"Anscheinend waren in der Vergangenheit die Informationen über die Arbeit der sogenannten Expertenkommission zur Verwaltungs- und Gebietsreform so falsch nicht, die immer wieder in der Presse zu lesen waren", reagiert der Thüringer FDP Innen-Experte Dirk Bergner auf aktuelle Zeitungsberichte, wonach Mindestgemeindegrößen von 12.500 Einwohnern und "Landkreise ohne jeden Regionalbezug" gefordert werden. Entgegen aller Dementi zeige sich, dass der zur Expertenkommission ins Leben gerufene Beirat von Anfang an offensichtlich nur eine Alibi-Funktion erfüllen solle.
"Dass niemand Geringeres als die Ministerpräsidentin bei ähnlichen Vorabinformationen vehement bestritten hat, dass es aus der Kommission Informationen an die Presse gegeben hat, wirft für mich die Frage auf, ob sie schlecht informiert war oder absichtlich die Unwahrheit gesagt hat. Beides wäre fatal", zeigt sich Bergner, der für die Liberalen an den Beiratssitzungen teilgenommen hatte, verärgert. Auch jetzt setze die Kommission diesen schlechten Stil fort. "Weder im Beirat noch im Innenausschuss haben es die Landesregierung oder der Chef der Expertenkommission für geboten gehalten, auch nur zu informieren, wenn man schon einer inhaltlichen Diskussion ausweicht. Das ist bemerkenswert für eine Kommission, die die Ministerpräsidentin immerhin selbst berufen hat." Vertrauen, so der FDP-Landtagsabgeordnete weiter, baue man anders auf: "Mir drängt sich immer stärker der Verdacht auf, dass es von Anfang an nur Theaterdonner war."

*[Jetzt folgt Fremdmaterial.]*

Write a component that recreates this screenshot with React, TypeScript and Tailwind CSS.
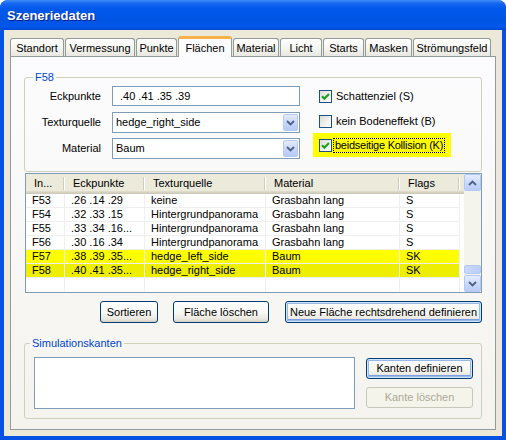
import React from 'react';

const tabs = [
  { label: 'Standort', w: 'w-[54px]' },
  { label: 'Vermessung', w: 'w-[70px]' },
  { label: 'Punkte', w: 'w-[41px]' },
  { label: 'Flächen', w: 'w-[54px]', active: true },
  { label: 'Material', w: 'w-[46px]' },
  { label: 'Licht', w: 'w-[42px]' },
  { label: 'Starts', w: 'w-[41px]' },
  { label: 'Masken', w: 'w-[47px]' },
  { label: 'Strömungsfeld', w: 'w-[78px]' },
];

const columns = [
  { label: 'In...', w: 'w-[39px]' },
  { label: 'Eckpunkte', w: 'w-[80px]' },
  { label: 'Texturquelle', w: 'w-[121px]' },
  { label: 'Material', w: 'w-[134px]' },
  { label: 'Flags', w: 'w-[60px]' },
];

const rows = [
  { cells: ['F53', '.26 .14 .29', 'keine', 'Grasbahn lang', 'S'], bg: 'bg-white' },
  { cells: ['F54', '.32 .33 .15', 'Hintergrundpanorama', 'Grasbahn lang', 'S'], bg: 'bg-white' },
  { cells: ['F55', '.33 .34 .16...', 'Hintergrundpanorama', 'Grasbahn lang', 'S'], bg: 'bg-white' },
  { cells: ['F56', '.30 .16 .34', 'Hintergrundpanorama', 'Grasbahn lang', 'S'], bg: 'bg-white' },
  { cells: ['F57', '.38 .39 .35...', 'hedge_left_side', 'Baum', 'SK'], bg: 'bg-[#FFFF00]' },
  { cells: ['F58', '.40 .41 .35...', 'hedge_right_side', 'Baum', 'SK'], bg: 'bg-[#EEEE00]' },
];

const btn =
  'rounded-[3px] border border-[#003C74] bg-[linear-gradient(180deg,#FFFFFF_0%,#F7F7F4_55%,#E9E7DE_85%,#D6D0C5_100%)] flex items-center justify-center text-black whitespace-nowrap';
const btnDefault =
  'shadow-[inset_0_0_0_1px_#CEE7FF,inset_0_0_0_2px_#98B8EA,inset_0_-2px_0_1px_#7B9EE6]';

function Check({ checked }: { checked?: boolean }) {
  return (
    <div className="w-[13px] h-[13px] border border-[#1C5180] bg-[linear-gradient(135deg,#DCDCD7_0%,#F2F2EE_60%,#FFFFFF_100%)] flex items-center justify-center shrink-0">
      {checked && (
        <svg width="11" height="11" viewBox="0 0 11 11">
          <path d="M2 5.2 L4.4 7.6 L9 3" fill="none" stroke="#21A121" strokeWidth="2.2" />
        </svg>
      )}
    </div>
  );
}

function Chevron({ up }: { up?: boolean }) {
  return (
    <svg width="9" height="6" viewBox="0 0 9 6">
      <path
        d={up ? 'M1 5 L4.5 1.5 L8 5' : 'M1 1 L4.5 4.5 L8 1'}
        fill="none"
        stroke="#4D6185"
        strokeWidth="1.8"
      />
    </svg>
  );
}

function Combo({ value }: { value: string }) {
  return (
    <div className="w-[188px] h-[21px] border border-[#7F9DB9] bg-white flex p-[1px]">
      <div className="flex-1 flex items-center pl-[2px]">{value}</div>
      <div className="w-[15px] h-full rounded-[2px] border border-[#B5C8F6] bg-[linear-gradient(180deg,#E4ECFE_0%,#C8D7FB_50%,#B6CAF6_100%)] flex items-center justify-center">
        <Chevron />
      </div>
    </div>
  );
}

function ScrollBtn({ up }: { up?: boolean }) {
  return (
    <div className="h-[17px] rounded-[2px] border border-[#B6C9F3] bg-[linear-gradient(180deg,#E4ECFE_0%,#CCDAFB_50%,#B9CCF7_100%)] flex items-center justify-center">
      <Chevron up={up} />
    </div>
  );
}

export default function App() {
  return (
    <div className="w-[506px] h-[440px] font-['Liberation_Sans',Arial,sans-serif] text-[11px] leading-[13px] text-black">
      <div className="w-[506px] h-[440px] rounded-t-[8px] overflow-hidden bg-[#0652E2] flex flex-col">
        {/* title bar */}
        <div className="h-[30px] shrink-0 bg-[linear-gradient(180deg,#3F8CF7_0%,#1466F0_12%,#0058EA_30%,#0054E3_70%,#0058EC_90%,#0046D0_100%)] flex items-center pl-[7px]">
          <span className="text-white font-bold text-[13px] [text-shadow:1px_1px_0_#0A1E8C]">Szeneriedaten</span>
        </div>

        {/* body */}
        <div className="flex-1 mx-[4px] mb-[4px] bg-[#ECE9D8] flex flex-col">
          {/* tabs */}
          <div className="h-[26px] flex items-end gap-[1px] pl-[6px]">
            {tabs.map((t) =>
              t.active ? (
                <div
                  key={t.label}
                  className={`${t.w} h-[21px] -mb-[1px] relative z-10 rounded-t-[3px] border-x border-[#919B9C] border-t-[3px] border-t-[#F4B249] bg-[#FCFCFE] flex items-center justify-center whitespace-nowrap`}
                >
                  {t.label}
                </div>
              ) : (
                <div
                  key={t.label}
                  className={`${t.w} h-[18px] rounded-t-[3px] border border-b-0 border-[#919B9C] bg-[linear-gradient(180deg,#FFFFFF_0%,#F3F3EF_60%,#E8E7E1_100%)] flex items-center justify-center pt-[1px] whitespace-nowrap`}
                >
                  {t.label}
                </div>
              )
            )}
          </div>

          {/* tab page */}
          <div className="ml-[6px] w-[486px] h-[374px] border border-[#919B9C] bg-[linear-gradient(180deg,#FCFCFE_0%,#F4F3EE_100%)] flex flex-col">
            {/* F58 group */}
            <div className="relative ml-[13px] mt-[20px] w-[458px] h-[95px] rounded-[3px] border border-[#D0D0BF] flex">
              <span className="absolute left-[8px] top-[-7px] px-[2px] bg-[#FBFBFC] text-[#0046D5]">F58</span>
              <div className="flex flex-col pt-[8px]">
                <div className="flex items-center h-[20px]">
                  <span className="w-[76px] text-right">Eckpunkte</span>
                  <div className="ml-[11px] w-[188px] h-[20px] border border-[#7F9DB9] bg-white flex items-center pl-[7px]">
                    .40 .41 .35 .39
                  </div>
                </div>
                <div className="flex items-center h-[21px] mt-[6px]">
                  <span className="w-[76px] text-right">Texturquelle</span>
                  <div className="ml-[11px]">
                    <Combo value="hedge_right_side" />
                  </div>
                </div>
                <div className="flex items-center h-[21px] mt-[5px]">
                  <span className="w-[76px] text-right">Material</span>
                  <div className="ml-[11px]">
                    <Combo value="Baum" />
                  </div>
                </div>
              </div>
              <div className="ml-[13px] pt-[6px] flex flex-col">
                <div className="h-[25px] flex items-center pl-[6px] whitespace-nowrap">
                  <Check checked />
                  <span className="ml-[2px] px-[1px] border border-transparent">Schattenziel (S)</span>
                </div>
                <div className="h-[24px] flex items-center pl-[6px] whitespace-nowrap">
                  <Check />
                  <span className="ml-[2px] px-[1px] border border-transparent">kein Bodeneffekt (B)</span>
                </div>
                <div className="h-[24px] w-[138px] bg-[#FFFF00] flex items-center pl-[6px] whitespace-nowrap">
                  <Check checked />
                  <span className="ml-[1px] px-[1px] border border-dotted border-black shrink-0 tracking-[-0.25px]">beidseitige Kollision (K)</span>
                </div>
              </div>
            </div>

            {/* list view */}
            <div className="ml-[14px] mt-[1px] w-[457px] h-[120px] border border-[#7F9DB9] bg-white flex">
              <div className="w-[438px] flex flex-col">
                <div className="h-[20px] shrink-0 flex bg-[linear-gradient(180deg,#EBEADB_0%,#EBEADB_82%,#E2DECD_86%,#D6D2C2_92%,#CBC7B8_100%)]">
                  {columns.map((c) => (
                    <div key={c.label} className={`${c.w} flex items-center pb-[2px]`}>
                      <span className="flex-1 pl-[8px]">{c.label}</span>
                      <span className="w-[1px] h-[13px] bg-[#CFCCBB]" />
                      <span className="w-[1px] h-[13px] bg-white" />
                    </div>
                  ))}
                  <div className="flex-1" />
                </div>
                {rows.map((r) => (
                  <div key={r.cells[0]} className="h-[14px] flex">
                    {r.cells.map((v, i) => (
                      <div
                        key={i}
                        className={`${columns[i].w} ${r.bg} border-r border-b border-[#EFEFEF] overflow-hidden whitespace-nowrap pl-[6px] leading-[13px]`}
                      >
                        {v}
                      </div>
                    ))}
                  </div>
                ))}
                <div className="flex-1 flex">
                  {columns.map((c) => (
                    <div key={c.label} className={`${c.w} border-r border-[#EFEFEF]`} />
                  ))}
                </div>
              </div>
              <div className="w-[17px] flex flex-col bg-[#F4F3EC]">
                <ScrollBtn up />
                <div className="flex-1 flex flex-col justify-end pb-[1px]">
                  <div className="h-[9px] rounded-[2px] border border-[#B6C9F3] bg-[linear-gradient(90deg,#C9D8FC_0%,#BBCEF8_100%)]" />
                </div>
                <ScrollBtn />
              </div>
            </div>

            {/* buttons */}
            <div className="mt-[8px] ml-[89px] flex h-[22px]">
              <div className={`${btn} w-[58px]`}>Sortieren</div>
              <div className={`${btn} w-[96px] ml-[15px]`}>Fläche löschen</div>
              <div className={`${btn} ${btnDefault} w-[197px] ml-[16px]`}>Neue Fläche rechtsdrehend definieren</div>
            </div>

            {/* Simulationskanten group */}
            <div className="relative ml-[13px] mt-[20px] w-[458px] h-[76px] rounded-[3px] border border-[#D0D0BF] flex">
              <span className="absolute left-[5px] top-[-7px] px-[2px] bg-[#F7F7F4] text-[#0046D5]">Simulationskanten</span>
              <div className="ml-[9px] mt-[13px] w-[321px] h-[52px] border border-[#7F9DB9] bg-white" />
              <div className="ml-[11px] mt-[14px] flex flex-col">
                <div className={`${btn} ${btnDefault} w-[107px] h-[21px]`}>Kanten definieren</div>
                <div className="mt-[8px] w-[107px] h-[21px] rounded-[3px] border border-[#C9C7BA] bg-[#F5F4EA] text-[#ACA899] flex items-center justify-center">
                  Kante löschen
                </div>
              </div>
            </div>
          </div>
        </div>
      </div>
    </div>
  );
}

Inhaltlich sei das, was man in der Zeitung lesen müsse, geprägt von "Schreibtischtätern, die vom ländlichen Raum in Thüringen keine Ahnung haben", ist der 48-Jährige überzeugt. "Landkreise, die von Schkölen bis Probstzella oder von Lucka bis Schlegel reichen, haben mit regionaler Identität und Bürgernähe nichts mehr zu tun", sagt der Liberale. Wahrscheinlich habe keiner der Damen und Herren eine solche Strecke mal selbst im Winter mit dem Auto zurückgelegt, geschweige denn mit öffentlichen Verkehrsmitteln. Auch die "Luftschlösser bei Gemeindegrößen" zeigten, dass die Verfasser den ländlichen Raum nicht kennen könnten, so Bergner, der in der Stadt Hohenleuben ehrenamtlicher Bürgermeister ist: "Diese Unkenntnis ist auch kein Wunder, bei uns sind sie jedenfalls nicht gewesen, um sich sachkundig zu machen, und bis jetzt habe ich keine kleine Gemeinde gefunden, wo das der Fall gewesen wäre." Besonders problematisch ist in den Augen der Liberalen, dass noch nicht mal im Ansatz belastbare Kosteinsparungen nachgewiesen werden. "Da wird von den östlichen Nachbarländern geschwafelt und schlicht unter den Tisch gewischt, dass selbst in der Friedrich-Ebert-Stiftung sächsische Sozialdemokraten berichtet haben, dass sich die Anschubfinanzierung für die dortige Gebietsreform auf 500 Millionen Euro beläuft, ohne zu wissen, ob und wann sich das rentiert."
Wer einen derartigen Dolchstoß gegen kommunale Selbstverwaltung plane, müsse doch wenigstens Gewissheit liefern, dass dem massiven Verlust an Demokratie vor Ort und Bürgernähe Einsparungen in Größenordnungen entgegen stehen, betont der FDP-Kommunalexperte. Für Bergner drängt sich ein bitteres Fazit aus der Mitarbeit im Beirat auf: "Keine der jetzt in der Presse veröffentlichten Kernthesen wurde auch nur annähernd ernsthaft im Beirat diskutiert. Das heißt in meinen Augen, außer Spesen nichts gewesen."